TASK DIRECTIONS
Would you transcribe the listing that follows, character for character, and omit its images?

━━━━━━━━━━━━━━━━━━━━━━━━━━━━━━

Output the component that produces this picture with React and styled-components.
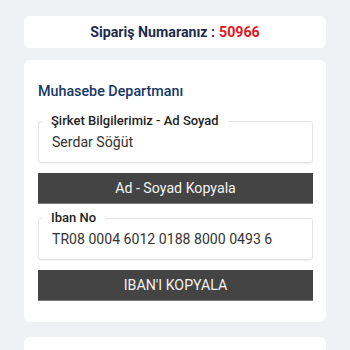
import React from "react";
import styled, { createGlobalStyle } from "styled-components";

const Global = createGlobalStyle`
  html, body { margin: 0; padding: 0; background: #eff1f5; }
  body { font-family: Roboto, "Noto Sans", Arial, sans-serif; }
  * { box-sizing: border-box; }
`;

const Page = styled.div`
  display: flex;
  flex-direction: column;
  padding: 16px 24px 0;
  height: 350px;
  overflow: hidden;
`;

const Card = styled.div`
  background: #fff;
  border-radius: 6px;
  padding: ${(p) => p.$pad || "0"};
  margin-top: ${(p) => p.$mt || "0"};
  flex-shrink: 0;
`;

const OrderCard = styled(Card)`
  height: 32px;
  display: flex;
  align-items: center;
  justify-content: center;
  font-weight: 700;
  font-size: 14.2px;
  color: #1d2c4d;
`;

const Red = styled.span`
  color: #e3161e;
  margin-left: 4px;
`;

const Title = styled.h3`
  margin: 0 0 11px;
  font-size: 14.3px;
  font-weight: 500;
  color: #15386a;
  line-height: 22px;
`;

const Field = styled.fieldset`
  margin: ${(p) => p.$mt || "0"} 0 0;
  padding: 0 3px 8px;
  border: 1px solid #e4e4e4;
  border-radius: 3px;
  box-shadow: 0 1px 2px rgba(0, 0, 0, 0.06);
  min-width: 0;
`;

const Legend = styled.legend`
  padding: 0 9px;
  font-size: 13px;
  font-weight: 500;
  color: #222;
  line-height: 16px;
`;

const Value = styled.div`
  margin: 0 ${(p) => p.$clip || "0"} 0 0;
  padding: 1px 0 0 10px;
  font-size: 14.1px;
  color: #333;
  line-height: 24px;
  height: 25px;
  white-space: nowrap;
  overflow: hidden;
`;

const Button = styled.button`
  display: block;
  width: 100%;
  height: 31px;
  margin: 10px 0 0;
  padding: 0;
  border: none;
  border-bottom: 1px solid #7a7a7a;
  background: #444444;
  color: #f2f2f2;
  font-family: Roboto, Arial, sans-serif;
  font-size: 14.2px;
  cursor: pointer;
`;

export default function App() {
  return (
    <>
      <Global />
      <Page>
        <OrderCard>
          Sipariş Numaranız :<Red>50966</Red>
        </OrderCard>
        <Card $mt="12px" $pad="20px 13px 21px 14px">
          <Title>Muhasebe Departmanı</Title>
          <Field>
            <Legend>Şirket Bilgilerimiz - Ad Soyad</Legend>
            <Value>Serdar Söğüt</Value>
          </Field>
          <Button>Ad - Soyad Kopyala</Button>
          <Field $mt="6px">
            <Legend>Iban No</Legend>
            <Value $clip="37px">TR08 0004 6012 0188 8000 0493 60</Value>
          </Field>
          <Button>IBAN'I KOPYALA</Button>
        </Card>
        <Card $mt="15px" $pad="20px">&nbsp;</Card>
      </Page>
    </>
  );
}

━━━━━━━━━━━━━━━━━━━━━━━━━━━━━━

FINAL ANSWER
Output the component that produces this picture with React and styled-components.
import React from "react";
import styled, { createGlobalStyle } from "styled-components";

const Global = createGlobalStyle`
  html, body { margin: 0; padding: 0; background: #eff1f5; }
  body { font-family: Roboto, "Noto Sans", Arial, sans-serif; }
  * { box-sizing: border-box; }
`;

const Page = styled.div`
  display: flex;
  flex-direction: column;
  padding: 16px 24px 0;
  height: 350px;
  overflow: hidden;
`;

const Card = styled.div`
  background: #fff;
  border-radius: 6px;
  padding: ${(p) => p.$pad || "0"};
  margin-top: ${(p) => p.$mt || "0"};
  flex-shrink: 0;
`;

const OrderCard = styled(Card)`
  height: 32px;
  display: flex;
  align-items: center;
  justify-content: center;
  font-weight: 700;
  font-size: 14.2px;
  color: #1d2c4d;
`;

const Red = styled.span`
  color: #e3161e;
  margin-left: 4px;
`;

const Title = styled.h3`
  margin: 0 0 11px;
  font-size: 14.3px;
  font-weight: 500;
  color: #15386a;
  line-height: 22px;
`;

const Field = styled.fieldset`
  margin: ${(p) => p.$mt || "0"} 0 0;
  padding: 0 3px 8px;
  border: 1px solid #e4e4e4;
  border-radius: 3px;
  box-shadow: 0 1px 2px rgba(0, 0, 0, 0.06);
  min-width: 0;
`;

const Legend = styled.legend`
  padding: 0 9px;
  font-size: 13px;
  font-weight: 500;
  color: #222;
  line-height: 16px;
`;

const Value = styled.div`
  margin: 0 ${(p) => p.$clip || "0"} 0 0;
  padding: 1px 0 0 10px;
  font-size: 14.1px;
  color: #333;
  line-height: 24px;
  height: 25px;
  white-space: nowrap;
  overflow: hidden;
`;

const Button = styled.button`
  display: block;
  width: 100%;
  height: 31px;
  margin: 10px 0 0;
  padding: 0;
  border: none;
  border-bottom: 1px solid #7a7a7a;
  background: #444444;
  color: #f2f2f2;
  font-family: Roboto, Arial, sans-serif;
  font-size: 14.2px;
  cursor: pointer;
`;

export default function App() {
  return (
    <>
      <Global />
      <Page>
        <OrderCard>
          Sipariş Numaranız :<Red>50966</Red>
        </OrderCard>
        <Card $mt="12px" $pad="20px 13px 21px 14px">
          <Title>Muhasebe Departmanı</Title>
          <Field>
            <Legend>Şirket Bilgilerimiz - Ad Soyad</Legend>
            <Value>Serdar Söğüt</Value>
          </Field>
          <Button>Ad - Soyad Kopyala</Button>
          <Field $mt="6px">
            <Legend>Iban No</Legend>
            <Value $clip="37px">TR08 0004 6012 0188 8000 0493 60</Value>
          </Field>
          <Button>IBAN'I KOPYALA</Button>
        </Card>
        <Card $mt="15px" $pad="20px">&nbsp;</Card>
      </Page>
    </>
  );
}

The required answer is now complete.